Finding the Right ‘Tool’ for Your Business

There are a lot of business consultants and nearly as many solutions for “fixing” a struggling organization. As the leader, once you’ve developed a healthy relationship with feedback, you need to ask yourself: what’s the right tool for you?

The best tool will fit your company’s current needs, its stage of life, your ideal level of detail, the community and resources associated with the tool, and your desired outcome.

Stage of Life

As a business searching for a core alignment tool, you are in one of three categories: starting out, stuck, or striving.

  • Starting out: You’re relatively new to business, and more willing to change direction to make progress. Your business model is fluid, and the main question that runs through your mind is “How are we going to survive?”
  • Stuck: Business units or members of your team are going in different directions. Your business moves forward based on inertia, and changing direction takes a lot of effort. Deep down you know something isn’t quite right.
  • Striving: Leadership questions if the business is on course. You are willing to learn new techniques and you want to make it easier to hire more high performers to help reach your goals faster.
Level of Detail

Do you like a broad framework? Or do you crave reconciled details and structure? Some systems are designed for engineer personalities that crave a high level of detail. Other tools provide the broad strokes.

Size of the Community

Some tools are used by a lot of companies, and they regularly meet to share ideas and best practices. Some have a growing group of coaches who can help you. Others have a very small community with few resources.

Your Desired Outcome

Do you want to build an amazing team to lead for the long term, or are you trying to work your way out of a job? Do you want to sell the company? Do you want your leadership team, or all of your employees to feel like they have a stake in the outcome?

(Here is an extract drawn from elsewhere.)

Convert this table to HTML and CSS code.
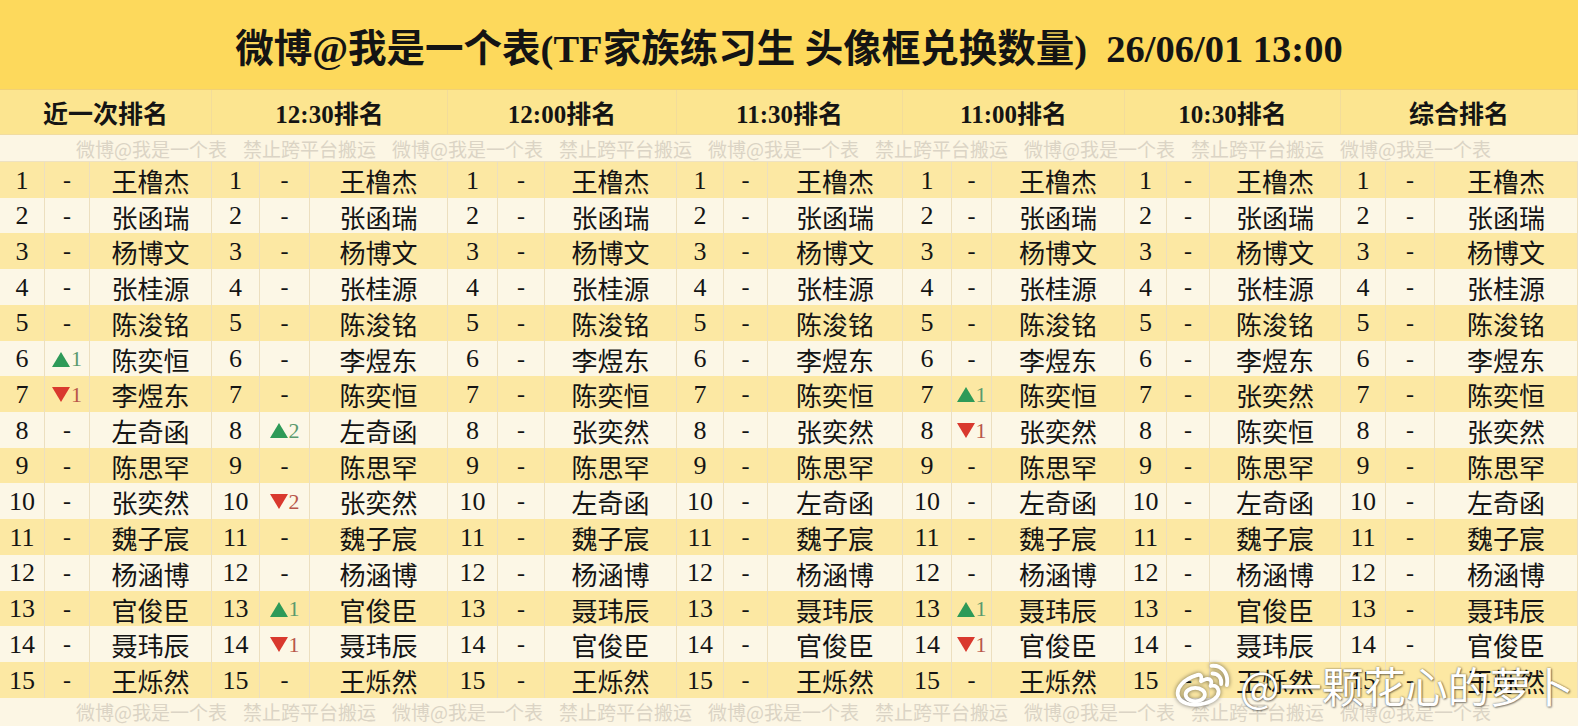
FILE: index.html
```html
<!DOCTYPE html>
<html lang="zh-CN">
<head>
<meta charset="utf-8">
<title>头像框兑换数量</title>
<link rel="stylesheet" href="styles.css">
</head>
<body>
<div class="sheet">
  <div class="title">微博@我是一个表(TF家族练习生 头像框兑换数量)  26/06/01 13:00</div>
  <div class="heads">
    <div class="head">近一次排名</div>
    <div class="head">12:30排名</div>
    <div class="head">12:00排名</div>
    <div class="head">11:30排名</div>
    <div class="head">11:00排名</div>
    <div class="head">10:30排名</div>
    <div class="head">综合排名</div>
  </div>
  <div class="wm">
    <span>微博@我是一个表</span><span>禁止跨平台搬运</span><span>微博@我是一个表</span><span>禁止跨平台搬运</span><span>微博@我是一个表</span><span>禁止跨平台搬运</span><span>微博@我是一个表</span><span>禁止跨平台搬运</span><span>微博@我是一个表</span>
  </div>
  <div class="rows">
    <div class="row">
      <span class="k">1</span><span class="d">-</span><span class="n">王橹杰</span>
      <span class="k">1</span><span class="d">-</span><span class="n">王橹杰</span>
      <span class="k">1</span><span class="d">-</span><span class="n">王橹杰</span>
      <span class="k">1</span><span class="d">-</span><span class="n">王橹杰</span>
      <span class="k">1</span><span class="d">-</span><span class="n">王橹杰</span>
      <span class="k">1</span><span class="d">-</span><span class="n">王橹杰</span>
      <span class="k">1</span><span class="d">-</span><span class="n">王橹杰</span>
    </div>
    <div class="row">
      <span class="k">2</span><span class="d">-</span><span class="n">张函瑞</span>
      <span class="k">2</span><span class="d">-</span><span class="n">张函瑞</span>
      <span class="k">2</span><span class="d">-</span><span class="n">张函瑞</span>
      <span class="k">2</span><span class="d">-</span><span class="n">张函瑞</span>
      <span class="k">2</span><span class="d">-</span><span class="n">张函瑞</span>
      <span class="k">2</span><span class="d">-</span><span class="n">张函瑞</span>
      <span class="k">2</span><span class="d">-</span><span class="n">张函瑞</span>
    </div>
    <div class="row">
      <span class="k">3</span><span class="d">-</span><span class="n">杨博文</span>
      <span class="k">3</span><span class="d">-</span><span class="n">杨博文</span>
      <span class="k">3</span><span class="d">-</span><span class="n">杨博文</span>
      <span class="k">3</span><span class="d">-</span><span class="n">杨博文</span>
      <span class="k">3</span><span class="d">-</span><span class="n">杨博文</span>
      <span class="k">3</span><span class="d">-</span><span class="n">杨博文</span>
      <span class="k">3</span><span class="d">-</span><span class="n">杨博文</span>
    </div>
    <div class="row">
      <span class="k">4</span><span class="d">-</span><span class="n">张桂源</span>
      <span class="k">4</span><span class="d">-</span><span class="n">张桂源</span>
      <span class="k">4</span><span class="d">-</span><span class="n">张桂源</span>
      <span class="k">4</span><span class="d">-</span><span class="n">张桂源</span>
      <span class="k">4</span><span class="d">-</span><span class="n">张桂源</span>
      <span class="k">4</span><span class="d">-</span><span class="n">张桂源</span>
      <span class="k">4</span><span class="d">-</span><span class="n">张桂源</span>
    </div>
    <div class="row">
      <span class="k">5</span><span class="d">-</span><span class="n">陈浚铭</span>
      <span class="k">5</span><span class="d">-</span><span class="n">陈浚铭</span>
      <span class="k">5</span><span class="d">-</span><span class="n">陈浚铭</span>
      <span class="k">5</span><span class="d">-</span><span class="n">陈浚铭</span>
      <span class="k">5</span><span class="d">-</span><span class="n">陈浚铭</span>
      <span class="k">5</span><span class="d">-</span><span class="n">陈浚铭</span>
      <span class="k">5</span><span class="d">-</span><span class="n">陈浚铭</span>
    </div>
    <div class="row">
      <span class="k">6</span><span class="d up">1</span><span class="n">陈奕恒</span>
      <span class="k">6</span><span class="d">-</span><span class="n">李煜东</span>
      <span class="k">6</span><span class="d">-</span><span class="n">李煜东</span>
      <span class="k">6</span><span class="d">-</span><span class="n">李煜东</span>
      <span class="k">6</span><span class="d">-</span><span class="n">李煜东</span>
      <span class="k">6</span><span class="d">-</span><span class="n">李煜东</span>
      <span class="k">6</span><span class="d">-</span><span class="n">李煜东</span>
    </div>
    <div class="row">
      <span class="k">7</span><span class="d down">1</span><span class="n">李煜东</span>
      <span class="k">7</span><span class="d">-</span><span class="n">陈奕恒</span>
      <span class="k">7</span><span class="d">-</span><span class="n">陈奕恒</span>
      <span class="k">7</span><span class="d">-</span><span class="n">陈奕恒</span>
      <span class="k">7</span><span class="d up">1</span><span class="n">陈奕恒</span>
      <span class="k">7</span><span class="d">-</span><span class="n">张奕然</span>
      <span class="k">7</span><span class="d">-</span><span class="n">陈奕恒</span>
    </div>
    <div class="row">
      <span class="k">8</span><span class="d">-</span><span class="n">左奇函</span>
      <span class="k">8</span><span class="d up">2</span><span class="n">左奇函</span>
      <span class="k">8</span><span class="d">-</span><span class="n">张奕然</span>
      <span class="k">8</span><span class="d">-</span><span class="n">张奕然</span>
      <span class="k">8</span><span class="d down">1</span><span class="n">张奕然</span>
      <span class="k">8</span><span class="d">-</span><span class="n">陈奕恒</span>
      <span class="k">8</span><span class="d">-</span><span class="n">张奕然</span>
    </div>
    <div class="row">
      <span class="k">9</span><span class="d">-</span><span class="n">陈思罕</span>
      <span class="k">9</span><span class="d">-</span><span class="n">陈思罕</span>
      <span class="k">9</span><span class="d">-</span><span class="n">陈思罕</span>
      <span class="k">9</span><span class="d">-</span><span class="n">陈思罕</span>
      <span class="k">9</span><span class="d">-</span><span class="n">陈思罕</span>
      <span class="k">9</span><span class="d">-</span><span class="n">陈思罕</span>
      <span class="k">9</span><span class="d">-</span><span class="n">陈思罕</span>
    </div>
    <div class="row">
      <span class="k">10</span><span class="d">-</span><span class="n">张奕然</span>
      <span class="k">10</span><span class="d down">2</span><span class="n">张奕然</span>
      <span class="k">10</span><span class="d">-</span><span class="n">左奇函</span>
      <span class="k">10</span><span class="d">-</span><span class="n">左奇函</span>
      <span class="k">10</span><span class="d">-</span><span class="n">左奇函</span>
      <span class="k">10</span><span class="d">-</span><span class="n">左奇函</span>
      <span class="k">10</span><span class="d">-</span><span class="n">左奇函</span>
    </div>
    <div class="row">
      <span class="k">11</span><span class="d">-</span><span class="n">魏子宸</span>
      <span class="k">11</span><span class="d">-</span><span class="n">魏子宸</span>
      <span class="k">11</span><span class="d">-</span><span class="n">魏子宸</span>
      <span class="k">11</span><span class="d">-</span><span class="n">魏子宸</span>
      <span class="k">11</span><span class="d">-</span><span class="n">魏子宸</span>
      <span class="k">11</span><span class="d">-</span><span class="n">魏子宸</span>
      <span class="k">11</span><span class="d">-</span><span class="n">魏子宸</span>
    </div>
    <div class="row">
      <span class="k">12</span><span class="d">-</span><span class="n">杨涵博</span>
      <span class="k">12</span><span class="d">-</span><span class="n">杨涵博</span>
      <span class="k">12</span><span class="d">-</span><span class="n">杨涵博</span>
      <span class="k">12</span><span class="d">-</span><span class="n">杨涵博</span>
      <span class="k">12</span><span class="d">-</span><span class="n">杨涵博</span>
      <span class="k">12</span><span class="d">-</span><span class="n">杨涵博</span>
      <span class="k">12</span><span class="d">-</span><span class="n">杨涵博</span>
    </div>
    <div class="row">
      <span class="k">13</span><span class="d">-</span><span class="n">官俊臣</span>
      <span class="k">13</span><span class="d up">1</span><span class="n">官俊臣</span>
      <span class="k">13</span><span class="d">-</span><span class="n">聂玮辰</span>
      <span class="k">13</span><span class="d">-</span><span class="n">聂玮辰</span>
      <span class="k">13</span><span class="d up">1</span><span class="n">聂玮辰</span>
      <span class="k">13</span><span class="d">-</span><span class="n">官俊臣</span>
      <span class="k">13</span><span class="d">-</span><span class="n">聂玮辰</span>
    </div>
    <div class="row">
      <span class="k">14</span><span class="d">-</span><span class="n">聂玮辰</span>
      <span class="k">14</span><span class="d down">1</span><span class="n">聂玮辰</span>
      <span class="k">14</span><span class="d">-</span><span class="n">官俊臣</span>
      <span class="k">14</span><span class="d">-</span><span class="n">官俊臣</span>
      <span class="k">14</span><span class="d down">1</span><span class="n">官俊臣</span>
      <span class="k">14</span><span class="d">-</span><span class="n">聂玮辰</span>
      <span class="k">14</span><span class="d">-</span><span class="n">官俊臣</span>
    </div>
    <div class="row">
      <span class="k">15</span><span class="d">-</span><span class="n">王烁然</span>
      <span class="k">15</span><span class="d">-</span><span class="n">王烁然</span>
      <span class="k">15</span><span class="d">-</span><span class="n">王烁然</span>
      <span class="k">15</span><span class="d">-</span><span class="n">王烁然</span>
      <span class="k">15</span><span class="d">-</span><span class="n">王烁然</span>
      <span class="k">15</span><span class="d">-</span><span class="n">王烁然</span>
      <span class="k">15</span><span class="d">-</span><span class="n">王烁然</span>
    </div>
  </div>
  <div class="wm wm-bottom">
    <span>微博@我是一个表</span><span>禁止跨平台搬运</span><span>微博@我是一个表</span><span>禁止跨平台搬运</span><span>微博@我是一个表</span><span>禁止跨平台搬运</span><span>微博@我是一个表</span><span>禁止跨平台搬运</span><span>微博@我是一个表</span>
  </div>
  <div class="credit">
    <svg class="weibo-logo" viewBox="0 0 60 50" width="58" height="48" aria-hidden="true">
      <g fill="none" stroke="#fff" stroke-width="4" stroke-linecap="round" stroke-linejoin="round">
        <path d="M25 15 C12 19 4 28 6 36 C8 44 20 47 30 45 C42 43 50 37 48 30 C47 26 43 25 40 26 C42 21 40 18 35 19 C32 20 30 21 30 21 C31 16 30 13 25 15 Z"/>
        <ellipse cx="24" cy="35" rx="10" ry="7"/>
        <path d="M42 13 C48 13 52 18 51 24"/>
        <path d="M41 5 C52 4 59 13 57 25"/>
      </g>
    </svg>
    <span class="credit-text">@一颗花心的萝卜</span>
  </div>
</div>
</body>
</html>
```

FILE: styles.css
```css
* { box-sizing: border-box; }

body {
  margin: 0;
  background: #fcf6e3;
}

.sheet {
  position: relative;
  width: 1578px;
  height: 726px;
  overflow: hidden;
  display: flex;
  flex-direction: column;
  background: #fcf5e1;
  color: #141414;
}

.title {
  height: 90px;
  flex: none;
  display: flex;
  align-items: center;
  justify-content: center;
  background: #fdd95c;
  border-bottom: 1px solid #f1d175;
  font: bold 38.5px "Liberation Serif", "Noto Sans CJK SC", serif;
  white-space: pre;
}

.heads {
  height: 45px;
  flex: none;
  display: grid;
  grid-template-columns: 212px 236px 229px 226px 222px 216px 237px;
  background: #fce590;
  border-bottom: 1px solid #f1dca0;
}

.head {
  display: flex;
  align-items: center;
  justify-content: center;
  border-right: 1px solid #f2dc9a;
  font: bold 25px "Liberation Serif", "Noto Sans CJK SC", serif;
}

.wm {
  height: 27px;
  flex: none;
  display: flex;
  align-items: center;
  gap: 16px;
  padding-left: 76px;
  background: #fcf6e4;
  border-bottom: 1px solid #eee2c2;
  font: 19px "Noto Sans CJK SC", sans-serif;
  color: #dbd4c5;
  white-space: nowrap;
  overflow: hidden;
}

.wm-bottom {
  height: 28px;
  border-bottom: none;
}

.rows {
  flex: none;
  display: flex;
  flex-direction: column;
}

.row {
  height: 35.73px;
  display: grid;
  grid-template-columns:
    45px 45px 122px
    48px 50px 138px
    50px 47px 132px
    47px 44px 135px
    49px 40px 133px
    42px 43px 131px
    45px 49px 143px;
  background: #fcf7e6;
}

.row:nth-child(odd) {
  background: #fce8a3;
}

.k, .d, .n {
  display: flex;
  align-items: center;
  justify-content: center;
  border-right: 1px solid #ecdfbf;
  border-bottom: 1px solid #ecdfbf;
}

.k {
  font: 26px "Liberation Serif", serif;
}

.d {
  font: 24px "Liberation Serif", serif;
}

.n {
  font: 26px "Noto Sans CJK SC", sans-serif;
}

.up, .down {
  gap: 1px;
  font-size: 22px;
}

.up { color: #5a9a6e; }
.down { color: #b8574a; }

.up::before {
  content: "";
  width: 0;
  height: 0;
  border-left: 9px solid transparent;
  border-right: 9px solid transparent;
  border-bottom: 15px solid #2e9a58;
}

.down::before {
  content: "";
  width: 0;
  height: 0;
  border-left: 9px solid transparent;
  border-right: 9px solid transparent;
  border-top: 15px solid #d9392e;
}

.credit {
  position: absolute;
  left: 1172px;
  top: 654px;
  display: flex;
  align-items: center;
  gap: 10px;
  color: #ffffff;
}

.weibo-logo {
  filter: drop-shadow(0 0 2px rgba(0, 0, 0, 0.55));
}

.credit-text {
  font: 42px "Noto Sans CJK SC", sans-serif;
  letter-spacing: 0;
  text-shadow: 0 0 2px rgba(0, 0, 0, 0.6), 1px 1px 2px rgba(0, 0, 0, 0.4);
}
```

The Next Step: Choosing Your Tools

By understanding your situation, you’re better able to find the business alignment tools that work for you. Below are examples of core alignment tools suited to your business depending if you’re starting out, stuck, or striving.

Starting-Out Tools

Your business is still forming. You wonder if you are headed in the right direction. You need a blueprint to build a successful business while you are making a living inside it.

  • The E-Myth by Michael Gerber focuses on learning how to work on your business, not in it. It discusses the process of designing a business that is repeatable.
  • Built to Sell by John Warrillow assesses whether you have a business you can sell. His concept is to create a business that can thrive and that is valuable without you. You focus your strengths on what is scalable.
Stuck Tools

Once you do have a strong relationship with feedback, small successful steps are important to get unstuck so that you can begin moving toward a striving mindset.

  • The Advantage by Patrick Lencioni is a tool to diagnose the health of an organization. This book is applicable to all companies, at all stages. At its core are six basic questions whose answers can be used to align an organization toward healthy growth.
  • Mastering the Rockefeller Habits by Verne Harnish identifies 10 behaviors of successful businesses. It is ideal for a stuck company because you can take one habit at a time, implement it, and get it right before adding the next habit.
  • Entrepreneurial Operating System (EOS) — Traction is a core alignment tool designed to give a company “traction” toward achieving its goals. It has six understandable pieces to get a business to run well.
Striving Tools

At this stage, you are ready for concepts and insights that might require some effort to grasp, and you are willing to struggle for valuable insight.

  • Scaling Up is the evolution of the original Rockefeller Habits by Verne Harnish. Scaling Up needs a detailed striver as a leader. It works best when all of the members of the leadership team want to push themselves to implement a comprehensive blueprint for growth.
  • The Great Game of Business by Jack Stack is the system developed and implemented by a company with no choice but to figure out a way to survive.

With all the leadership options out there, it’s easy to freeze when your business is stuck. Once you can analyze your situation and what you need, selecting the right alignment tool – one catered to your organization’s needs – is a simple process.